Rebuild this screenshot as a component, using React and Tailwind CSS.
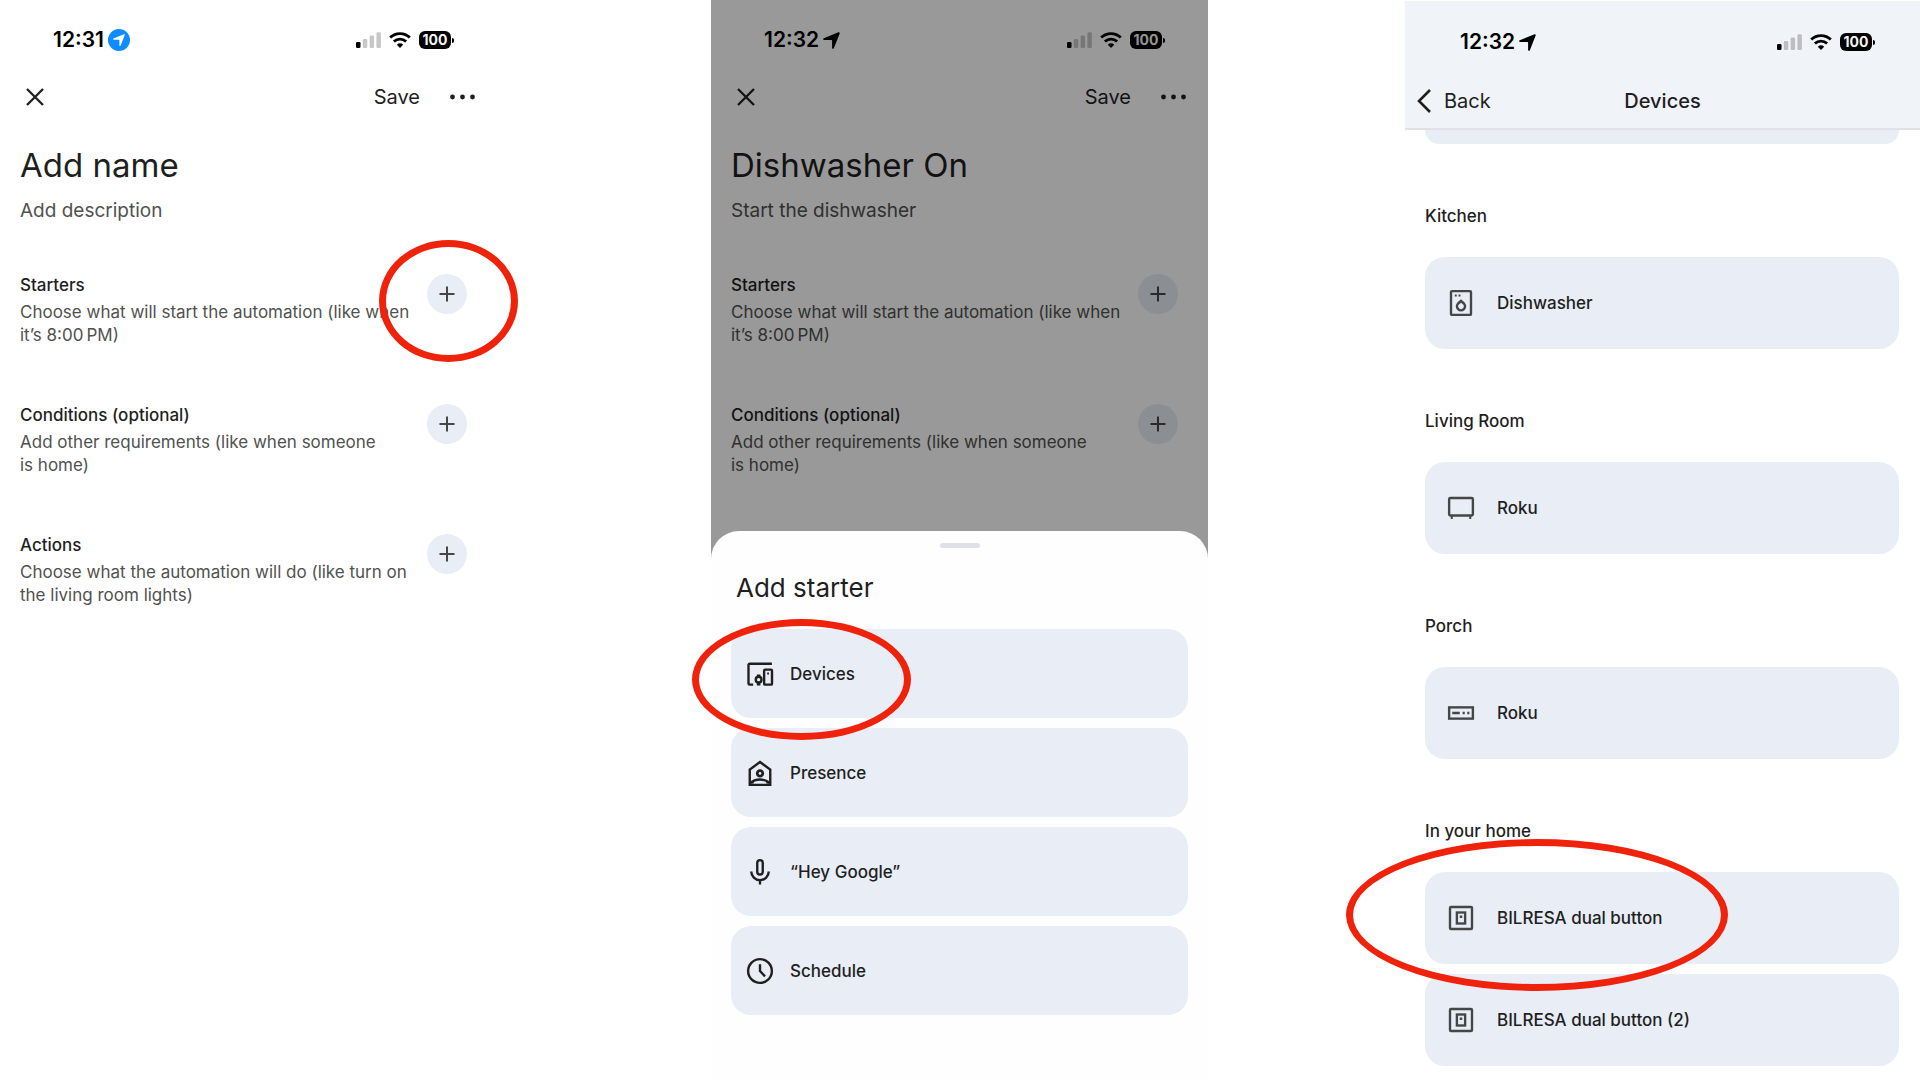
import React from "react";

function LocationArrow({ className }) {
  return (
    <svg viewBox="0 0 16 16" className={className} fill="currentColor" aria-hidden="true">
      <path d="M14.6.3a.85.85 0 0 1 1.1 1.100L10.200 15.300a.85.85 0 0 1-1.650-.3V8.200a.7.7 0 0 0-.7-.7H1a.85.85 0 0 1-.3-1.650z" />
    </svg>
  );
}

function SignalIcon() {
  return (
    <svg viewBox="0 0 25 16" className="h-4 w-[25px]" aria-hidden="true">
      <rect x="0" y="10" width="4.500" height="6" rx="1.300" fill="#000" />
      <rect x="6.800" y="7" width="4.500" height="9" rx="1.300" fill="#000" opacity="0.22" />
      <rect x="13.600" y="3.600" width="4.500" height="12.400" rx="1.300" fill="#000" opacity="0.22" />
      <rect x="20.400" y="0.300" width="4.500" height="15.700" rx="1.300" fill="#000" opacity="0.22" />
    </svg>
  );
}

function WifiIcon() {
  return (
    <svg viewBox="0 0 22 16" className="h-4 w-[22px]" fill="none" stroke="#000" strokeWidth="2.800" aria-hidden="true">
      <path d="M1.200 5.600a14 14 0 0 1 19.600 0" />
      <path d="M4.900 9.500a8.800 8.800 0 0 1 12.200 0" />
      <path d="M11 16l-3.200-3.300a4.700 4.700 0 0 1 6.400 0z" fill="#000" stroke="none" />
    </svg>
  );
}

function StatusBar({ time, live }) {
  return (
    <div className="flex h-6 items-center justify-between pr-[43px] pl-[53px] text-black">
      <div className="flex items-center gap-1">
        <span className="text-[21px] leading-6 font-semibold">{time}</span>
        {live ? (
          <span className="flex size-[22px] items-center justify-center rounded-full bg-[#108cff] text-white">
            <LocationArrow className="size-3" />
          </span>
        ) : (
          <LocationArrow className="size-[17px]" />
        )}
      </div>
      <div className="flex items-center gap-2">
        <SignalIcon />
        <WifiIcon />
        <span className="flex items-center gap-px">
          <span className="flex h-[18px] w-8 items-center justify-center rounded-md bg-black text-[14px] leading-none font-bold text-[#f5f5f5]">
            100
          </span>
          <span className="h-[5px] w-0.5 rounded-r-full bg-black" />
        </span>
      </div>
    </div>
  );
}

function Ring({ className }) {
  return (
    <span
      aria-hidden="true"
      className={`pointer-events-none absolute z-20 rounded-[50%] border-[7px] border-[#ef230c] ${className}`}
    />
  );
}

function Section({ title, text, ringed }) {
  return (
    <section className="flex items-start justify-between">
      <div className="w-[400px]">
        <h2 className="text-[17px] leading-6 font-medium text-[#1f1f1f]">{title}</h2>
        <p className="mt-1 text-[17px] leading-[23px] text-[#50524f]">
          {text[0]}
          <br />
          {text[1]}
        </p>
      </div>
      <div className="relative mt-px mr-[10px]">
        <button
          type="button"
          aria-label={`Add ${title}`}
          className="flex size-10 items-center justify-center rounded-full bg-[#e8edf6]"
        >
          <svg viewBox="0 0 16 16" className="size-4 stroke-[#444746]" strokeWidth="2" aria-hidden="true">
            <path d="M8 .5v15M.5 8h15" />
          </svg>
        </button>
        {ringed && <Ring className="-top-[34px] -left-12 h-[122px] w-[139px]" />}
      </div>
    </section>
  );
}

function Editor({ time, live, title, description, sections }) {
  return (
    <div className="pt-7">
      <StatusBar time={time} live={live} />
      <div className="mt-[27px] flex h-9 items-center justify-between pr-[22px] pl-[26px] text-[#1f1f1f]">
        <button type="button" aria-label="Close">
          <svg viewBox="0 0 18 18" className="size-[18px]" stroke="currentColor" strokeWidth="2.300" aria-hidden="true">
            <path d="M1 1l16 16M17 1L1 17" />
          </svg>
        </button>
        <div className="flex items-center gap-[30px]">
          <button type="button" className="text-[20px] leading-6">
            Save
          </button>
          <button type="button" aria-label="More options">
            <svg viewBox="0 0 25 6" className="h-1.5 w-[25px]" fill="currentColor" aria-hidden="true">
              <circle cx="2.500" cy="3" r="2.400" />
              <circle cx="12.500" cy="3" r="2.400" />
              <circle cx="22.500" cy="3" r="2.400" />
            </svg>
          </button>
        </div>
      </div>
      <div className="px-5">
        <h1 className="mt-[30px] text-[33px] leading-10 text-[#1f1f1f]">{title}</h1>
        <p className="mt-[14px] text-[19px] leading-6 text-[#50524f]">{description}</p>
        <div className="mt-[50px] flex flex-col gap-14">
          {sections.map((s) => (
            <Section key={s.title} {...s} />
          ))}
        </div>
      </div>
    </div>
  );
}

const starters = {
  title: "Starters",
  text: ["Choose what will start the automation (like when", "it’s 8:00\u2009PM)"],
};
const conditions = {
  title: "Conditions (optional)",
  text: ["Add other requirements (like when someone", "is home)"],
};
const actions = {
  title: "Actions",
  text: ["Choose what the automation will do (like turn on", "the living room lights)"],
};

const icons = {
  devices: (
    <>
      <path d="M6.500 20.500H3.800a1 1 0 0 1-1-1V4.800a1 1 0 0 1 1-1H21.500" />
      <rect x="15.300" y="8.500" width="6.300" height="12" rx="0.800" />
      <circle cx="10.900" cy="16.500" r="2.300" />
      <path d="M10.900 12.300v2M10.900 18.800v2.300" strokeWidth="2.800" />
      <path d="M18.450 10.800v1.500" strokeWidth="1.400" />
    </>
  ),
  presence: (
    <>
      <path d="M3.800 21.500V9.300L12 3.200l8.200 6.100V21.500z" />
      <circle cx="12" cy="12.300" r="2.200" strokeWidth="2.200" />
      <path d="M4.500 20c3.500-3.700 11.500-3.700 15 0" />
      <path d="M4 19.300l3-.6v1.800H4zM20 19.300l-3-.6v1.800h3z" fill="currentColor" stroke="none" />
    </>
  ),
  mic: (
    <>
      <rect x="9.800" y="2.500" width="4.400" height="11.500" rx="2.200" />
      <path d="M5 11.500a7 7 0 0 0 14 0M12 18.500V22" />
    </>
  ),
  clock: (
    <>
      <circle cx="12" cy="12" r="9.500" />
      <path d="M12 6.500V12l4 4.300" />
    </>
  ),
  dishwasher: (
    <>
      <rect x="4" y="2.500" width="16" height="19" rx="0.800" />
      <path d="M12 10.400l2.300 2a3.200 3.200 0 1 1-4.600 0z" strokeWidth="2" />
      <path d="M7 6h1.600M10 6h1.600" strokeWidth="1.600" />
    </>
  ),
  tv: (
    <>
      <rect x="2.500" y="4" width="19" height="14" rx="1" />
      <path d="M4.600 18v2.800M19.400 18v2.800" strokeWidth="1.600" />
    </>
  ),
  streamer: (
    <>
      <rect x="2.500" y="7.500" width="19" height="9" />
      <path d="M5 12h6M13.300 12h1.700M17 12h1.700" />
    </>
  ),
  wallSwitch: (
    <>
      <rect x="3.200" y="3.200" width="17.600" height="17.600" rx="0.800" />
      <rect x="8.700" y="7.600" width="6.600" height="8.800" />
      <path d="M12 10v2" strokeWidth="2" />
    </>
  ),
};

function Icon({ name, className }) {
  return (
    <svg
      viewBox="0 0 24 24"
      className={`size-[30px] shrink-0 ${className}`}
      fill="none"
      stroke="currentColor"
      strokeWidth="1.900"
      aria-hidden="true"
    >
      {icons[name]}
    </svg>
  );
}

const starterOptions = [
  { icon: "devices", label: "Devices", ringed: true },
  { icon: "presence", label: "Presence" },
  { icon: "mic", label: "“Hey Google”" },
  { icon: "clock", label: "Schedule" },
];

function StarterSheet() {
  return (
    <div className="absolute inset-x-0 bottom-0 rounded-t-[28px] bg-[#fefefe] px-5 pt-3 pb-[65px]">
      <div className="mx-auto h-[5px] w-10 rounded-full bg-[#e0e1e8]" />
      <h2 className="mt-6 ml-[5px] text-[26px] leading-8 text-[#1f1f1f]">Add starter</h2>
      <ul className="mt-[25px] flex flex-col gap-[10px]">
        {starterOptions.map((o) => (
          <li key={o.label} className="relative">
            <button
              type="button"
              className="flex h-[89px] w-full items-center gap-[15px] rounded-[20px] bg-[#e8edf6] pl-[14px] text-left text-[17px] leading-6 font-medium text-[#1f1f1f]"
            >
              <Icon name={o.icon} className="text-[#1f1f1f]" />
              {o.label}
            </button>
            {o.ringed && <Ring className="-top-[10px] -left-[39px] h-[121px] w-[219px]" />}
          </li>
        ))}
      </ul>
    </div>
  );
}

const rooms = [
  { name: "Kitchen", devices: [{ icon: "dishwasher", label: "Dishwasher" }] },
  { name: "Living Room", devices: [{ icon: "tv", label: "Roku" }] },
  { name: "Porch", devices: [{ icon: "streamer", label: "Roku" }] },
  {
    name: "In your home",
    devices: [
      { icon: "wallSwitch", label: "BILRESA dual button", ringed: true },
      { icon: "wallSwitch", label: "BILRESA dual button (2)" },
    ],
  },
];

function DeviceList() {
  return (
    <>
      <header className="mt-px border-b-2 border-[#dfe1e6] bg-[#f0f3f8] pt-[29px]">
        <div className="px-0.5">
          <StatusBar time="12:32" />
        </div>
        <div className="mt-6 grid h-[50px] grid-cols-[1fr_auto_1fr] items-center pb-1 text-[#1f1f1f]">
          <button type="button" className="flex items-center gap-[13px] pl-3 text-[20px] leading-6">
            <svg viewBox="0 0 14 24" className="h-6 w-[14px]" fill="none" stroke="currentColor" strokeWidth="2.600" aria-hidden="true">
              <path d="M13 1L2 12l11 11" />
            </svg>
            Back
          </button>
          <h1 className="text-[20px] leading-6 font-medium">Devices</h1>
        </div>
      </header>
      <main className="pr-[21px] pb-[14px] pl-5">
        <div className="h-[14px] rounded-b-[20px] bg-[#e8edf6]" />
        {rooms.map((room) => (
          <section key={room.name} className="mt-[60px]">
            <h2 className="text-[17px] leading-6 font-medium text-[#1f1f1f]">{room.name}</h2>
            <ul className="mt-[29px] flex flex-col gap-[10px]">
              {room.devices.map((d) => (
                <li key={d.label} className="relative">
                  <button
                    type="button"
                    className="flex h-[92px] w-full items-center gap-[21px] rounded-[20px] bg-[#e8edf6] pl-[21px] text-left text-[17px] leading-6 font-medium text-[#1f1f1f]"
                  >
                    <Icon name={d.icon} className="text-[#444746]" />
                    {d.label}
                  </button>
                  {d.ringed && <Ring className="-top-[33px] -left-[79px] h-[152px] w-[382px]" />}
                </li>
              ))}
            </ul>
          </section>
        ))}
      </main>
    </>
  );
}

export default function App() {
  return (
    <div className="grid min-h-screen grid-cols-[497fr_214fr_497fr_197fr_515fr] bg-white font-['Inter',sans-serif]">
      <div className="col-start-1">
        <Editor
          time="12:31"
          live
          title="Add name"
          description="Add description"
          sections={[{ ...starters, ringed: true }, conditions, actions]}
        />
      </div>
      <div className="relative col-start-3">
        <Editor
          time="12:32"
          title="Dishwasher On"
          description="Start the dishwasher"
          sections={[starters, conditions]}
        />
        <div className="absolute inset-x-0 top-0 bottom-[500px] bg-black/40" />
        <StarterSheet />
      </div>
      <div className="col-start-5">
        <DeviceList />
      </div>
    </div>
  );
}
::::::::
(What the exercise asks): Where a line holds the string "React", copy that line.

(Full output):
Rebuild this screenshot as a component, using React and Tailwind CSS.
import React from "react";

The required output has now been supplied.